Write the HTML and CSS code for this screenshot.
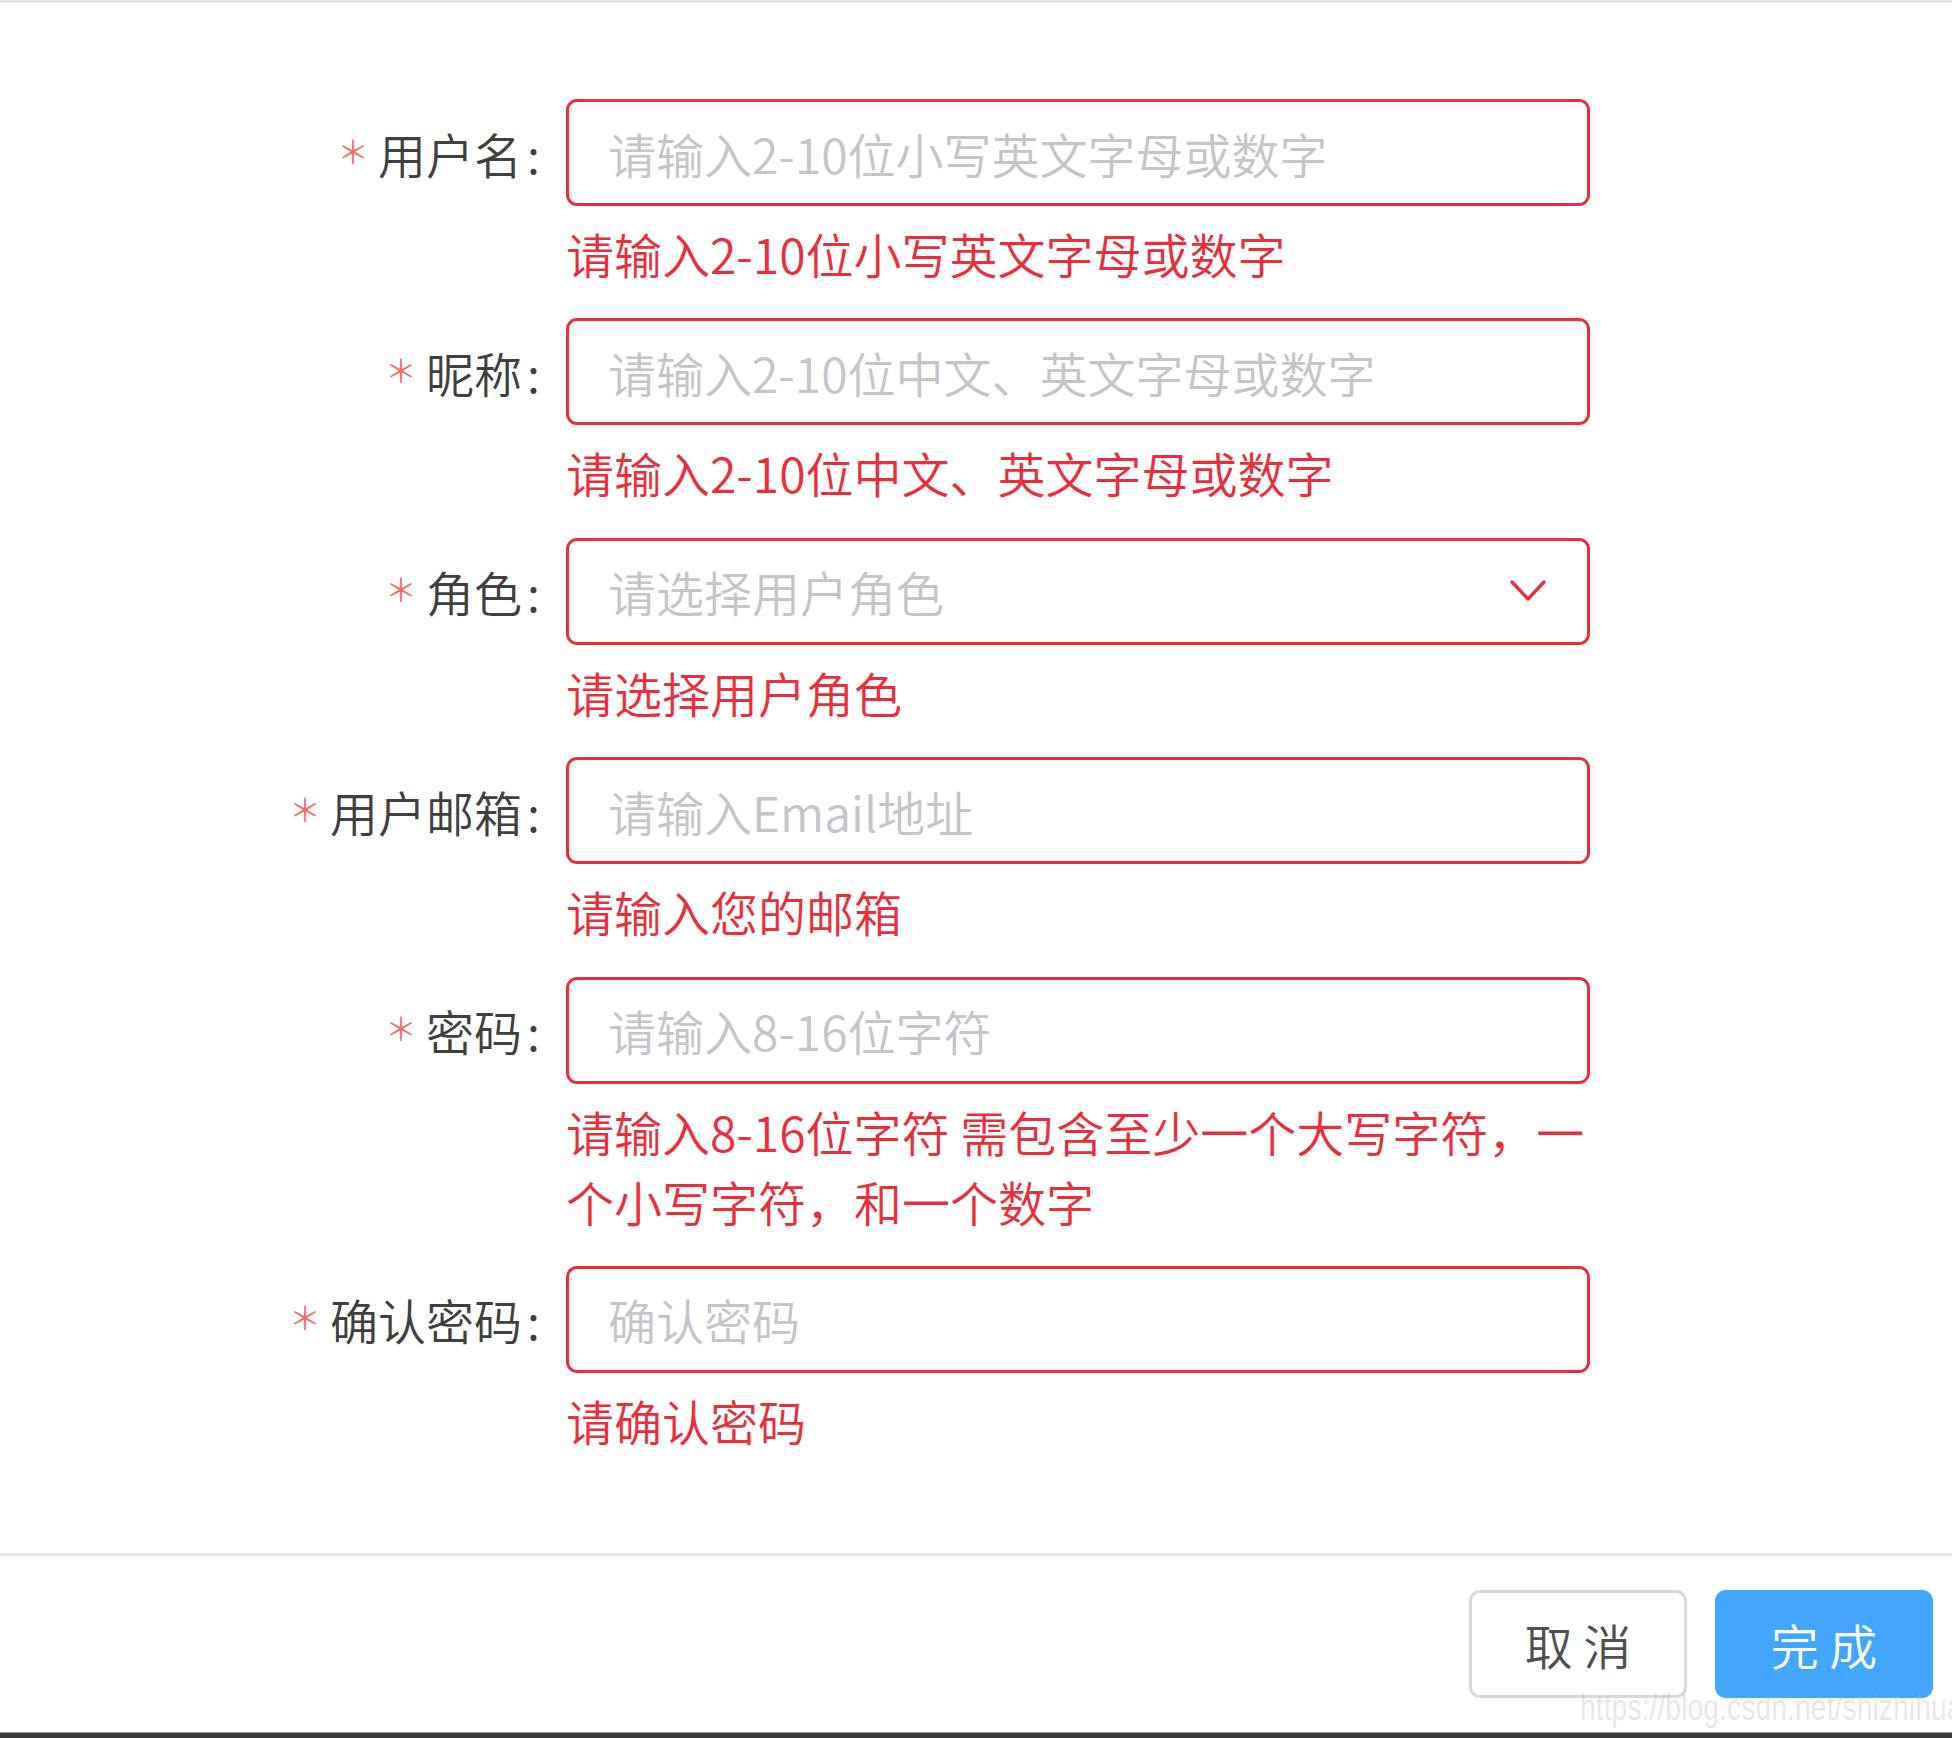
FILE: index.html
```html
<!DOCTYPE html>
<html lang="zh-CN">
<head>
<meta charset="utf-8">
<title>新增用户</title>
<link rel="stylesheet" href="styles.css">
</head>
<body>
<div class="page">
  <form class="form">
    <div class="item">
      <label class="label"><span class="req">＊</span>用户名<span class="colon">:</span></label>
      <div class="control"><span class="ph">请输入2-10位小写英文字母或数字</span></div>
      <div class="error">请输入2-10位小写英文字母或数字</div>
    </div>
    <div class="item">
      <label class="label"><span class="req">＊</span>昵称<span class="colon">:</span></label>
      <div class="control"><span class="ph">请输入2-10位中文、英文字母或数字</span></div>
      <div class="error">请输入2-10位中文、英文字母或数字</div>
    </div>
    <div class="item">
      <label class="label"><span class="req">＊</span>角色<span class="colon">:</span></label>
      <div class="control select"><span class="ph">请选择用户角色</span>
        <svg class="arrow" width="38" height="26" viewBox="0 0 38 26"><polyline points="3,4 19,21 35,4" fill="none" stroke="#ea2f3c" stroke-width="3.4" stroke-linecap="round" stroke-linejoin="round"/></svg>
      </div>
      <div class="error">请选择用户角色</div>
    </div>
    <div class="item">
      <label class="label"><span class="req">＊</span>用户邮箱<span class="colon">:</span></label>
      <div class="control"><span class="ph">请输入Email地址</span></div>
      <div class="error">请输入您的邮箱</div>
    </div>
    <div class="item">
      <label class="label"><span class="req">＊</span>密码<span class="colon">:</span></label>
      <div class="control"><span class="ph">请输入8-16位字符</span></div>
      <div class="error">请输入8-16位字符 需包含至少一个大写字符，一个小写字符，和一个数字</div>
    </div>
    <div class="item">
      <label class="label"><span class="req">＊</span>确认密码<span class="colon">:</span></label>
      <div class="control"><span class="ph">确认密码</span></div>
      <div class="error">请确认密码</div>
    </div>
  </form>
  <div class="footer">
    <button class="btn btn-default" type="button">取 消</button>
    <button class="btn btn-primary" type="button">完 成</button>
    <div class="watermark">https://blog.csdn.net/shizhihua</div>
  </div>
  <div class="bottombar"></div>
</div>
</body>
</html>
```

FILE: styles.css
```css
html, body {
  margin: 0;
  padding: 0;
  background: #ffffff;
}

body {
  font-family: "Noto Sans CJK SC", "Noto Sans", sans-serif;
  font-weight: 350;
}

.page {
  height: 1738px;
  box-sizing: border-box;
  border-top: 3px solid #e6e6e6;
  display: flex;
  flex-direction: column;
}

.form {
  flex: 1;
  margin: 0;
  padding-top: 96px;
}

.item {
  display: grid;
  grid-template-columns: 566px 1024px;
  margin-bottom: 30.4px;
}

.label {
  align-self: center;
  text-align: right;
  padding-right: 26px;
  font-size: 48px;
  line-height: 106px;
  color: #3f3f3f;
  white-space: nowrap;
}

.colon {
  margin-left: 5px;
}

.req {
  color: #f56c6c;
  font-size: 32px;
  line-height: 0;
  font-weight: 350;
  margin-right: 9px;
  position: relative;
  top: -10px;
}

.control {
  height: 107px;
  box-sizing: border-box;
  border: 3px solid #ea2f3c;
  border-radius: 11px;
  padding: 0 40px 0 39px;
  display: flex;
  align-items: center;
  font-size: 48px;
  color: #c3c5ca;
}

.select {
  justify-content: space-between;
  padding-right: 40px;
}

.arrow {
  display: block;
}

.error {
  grid-column: 2;
  margin-top: 12px;
  font-size: 48px;
  line-height: 70px;
  color: #ea2f3c;
}

.footer {
  position: relative;
  height: 179px;
  box-sizing: border-box;
  border-top: 3px solid #e9e9e9;
  padding: 34px 19px 0 0;
  display: flex;
  justify-content: flex-end;
  align-items: flex-start;
  gap: 28px;
}

.btn {
  width: 218px;
  height: 108px;
  box-sizing: border-box;
  border-radius: 11px;
  font-family: "Noto Sans CJK SC", sans-serif;
  font-weight: 350;
  font-size: 48px;
  padding: 0;
  cursor: pointer;
}

.btn-default {
  background: #ffffff;
  border: 3px solid #d9d9d9;
  color: #4f4f4f;
}

.btn-primary {
  background: #42a5ff;
  border: 3px solid #42a5ff;
  color: #ffffff;
}

.watermark {
  position: absolute;
  left: 1580px;
  top: 132px;
  font-family: "Liberation Sans", sans-serif;
  font-size: 36px;
  line-height: 40px;
  color: rgba(170, 170, 170, 0.28);
  white-space: nowrap;
  transform: scaleX(0.79);
  transform-origin: left top;
  pointer-events: none;
}

.bottombar {
  height: 5px;
  background: #3b3b3b;
  border-top: 1px solid #9a9a9a;
}
```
★ ★ ★
> _Work required_
Reproduce the full material exactly, excluding the pictures.

> _Solution to this problem_
Write the HTML and CSS code for this screenshot.
FILE: index.html
```html
<!DOCTYPE html>
<html lang="zh-CN">
<head>
<meta charset="utf-8">
<title>新增用户</title>
<link rel="stylesheet" href="styles.css">
</head>
<body>
<div class="page">
  <form class="form">
    <div class="item">
      <label class="label"><span class="req">＊</span>用户名<span class="colon">:</span></label>
      <div class="control"><span class="ph">请输入2-10位小写英文字母或数字</span></div>
      <div class="error">请输入2-10位小写英文字母或数字</div>
    </div>
    <div class="item">
      <label class="label"><span class="req">＊</span>昵称<span class="colon">:</span></label>
      <div class="control"><span class="ph">请输入2-10位中文、英文字母或数字</span></div>
      <div class="error">请输入2-10位中文、英文字母或数字</div>
    </div>
    <div class="item">
      <label class="label"><span class="req">＊</span>角色<span class="colon">:</span></label>
      <div class="control select"><span class="ph">请选择用户角色</span>
        <svg class="arrow" width="38" height="26" viewBox="0 0 38 26"><polyline points="3,4 19,21 35,4" fill="none" stroke="#ea2f3c" stroke-width="3.4" stroke-linecap="round" stroke-linejoin="round"/></svg>
      </div>
      <div class="error">请选择用户角色</div>
    </div>
    <div class="item">
      <label class="label"><span class="req">＊</span>用户邮箱<span class="colon">:</span></label>
      <div class="control"><span class="ph">请输入Email地址</span></div>
      <div class="error">请输入您的邮箱</div>
    </div>
    <div class="item">
      <label class="label"><span class="req">＊</span>密码<span class="colon">:</span></label>
      <div class="control"><span class="ph">请输入8-16位字符</span></div>
      <div class="error">请输入8-16位字符 需包含至少一个大写字符，一个小写字符，和一个数字</div>
    </div>
    <div class="item">
      <label class="label"><span class="req">＊</span>确认密码<span class="colon">:</span></label>
      <div class="control"><span class="ph">确认密码</span></div>
      <div class="error">请确认密码</div>
    </div>
  </form>
  <div class="footer">
    <button class="btn btn-default" type="button">取 消</button>
    <button class="btn btn-primary" type="button">完 成</button>
    <div class="watermark">https://blog.csdn.net/shizhihua</div>
  </div>
  <div class="bottombar"></div>
</div>
</body>
</html>
```

FILE: styles.css
```css
html, body {
  margin: 0;
  padding: 0;
  background: #ffffff;
}

body {
  font-family: "Noto Sans CJK SC", "Noto Sans", sans-serif;
  font-weight: 350;
}

.page {
  height: 1738px;
  box-sizing: border-box;
  border-top: 3px solid #e6e6e6;
  display: flex;
  flex-direction: column;
}

.form {
  flex: 1;
  margin: 0;
  padding-top: 96px;
}

.item {
  display: grid;
  grid-template-columns: 566px 1024px;
  margin-bottom: 30.4px;
}

.label {
  align-self: center;
  text-align: right;
  padding-right: 26px;
  font-size: 48px;
  line-height: 106px;
  color: #3f3f3f;
  white-space: nowrap;
}

.colon {
  margin-left: 5px;
}

.req {
  color: #f56c6c;
  font-size: 32px;
  line-height: 0;
  font-weight: 350;
  margin-right: 9px;
  position: relative;
  top: -10px;
}

.control {
  height: 107px;
  box-sizing: border-box;
  border: 3px solid #ea2f3c;
  border-radius: 11px;
  padding: 0 40px 0 39px;
  display: flex;
  align-items: center;
  font-size: 48px;
  color: #c3c5ca;
}

.select {
  justify-content: space-between;
  padding-right: 40px;
}

.arrow {
  display: block;
}

.error {
  grid-column: 2;
  margin-top: 12px;
  font-size: 48px;
  line-height: 70px;
  color: #ea2f3c;
}

.footer {
  position: relative;
  height: 179px;
  box-sizing: border-box;
  border-top: 3px solid #e9e9e9;
  padding: 34px 19px 0 0;
  display: flex;
  justify-content: flex-end;
  align-items: flex-start;
  gap: 28px;
}

.btn {
  width: 218px;
  height: 108px;
  box-sizing: border-box;
  border-radius: 11px;
  font-family: "Noto Sans CJK SC", sans-serif;
  font-weight: 350;
  font-size: 48px;
  padding: 0;
  cursor: pointer;
}

.btn-default {
  background: #ffffff;
  border: 3px solid #d9d9d9;
  color: #4f4f4f;
}

.btn-primary {
  background: #42a5ff;
  border: 3px solid #42a5ff;
  color: #ffffff;
}

.watermark {
  position: absolute;
  left: 1580px;
  top: 132px;
  font-family: "Liberation Sans", sans-serif;
  font-size: 36px;
  line-height: 40px;
  color: rgba(170, 170, 170, 0.28);
  white-space: nowrap;
  transform: scaleX(0.79);
  transform-origin: left top;
  pointer-events: none;
}

.bottombar {
  height: 5px;
  background: #3b3b3b;
  border-top: 1px solid #9a9a9a;
}
```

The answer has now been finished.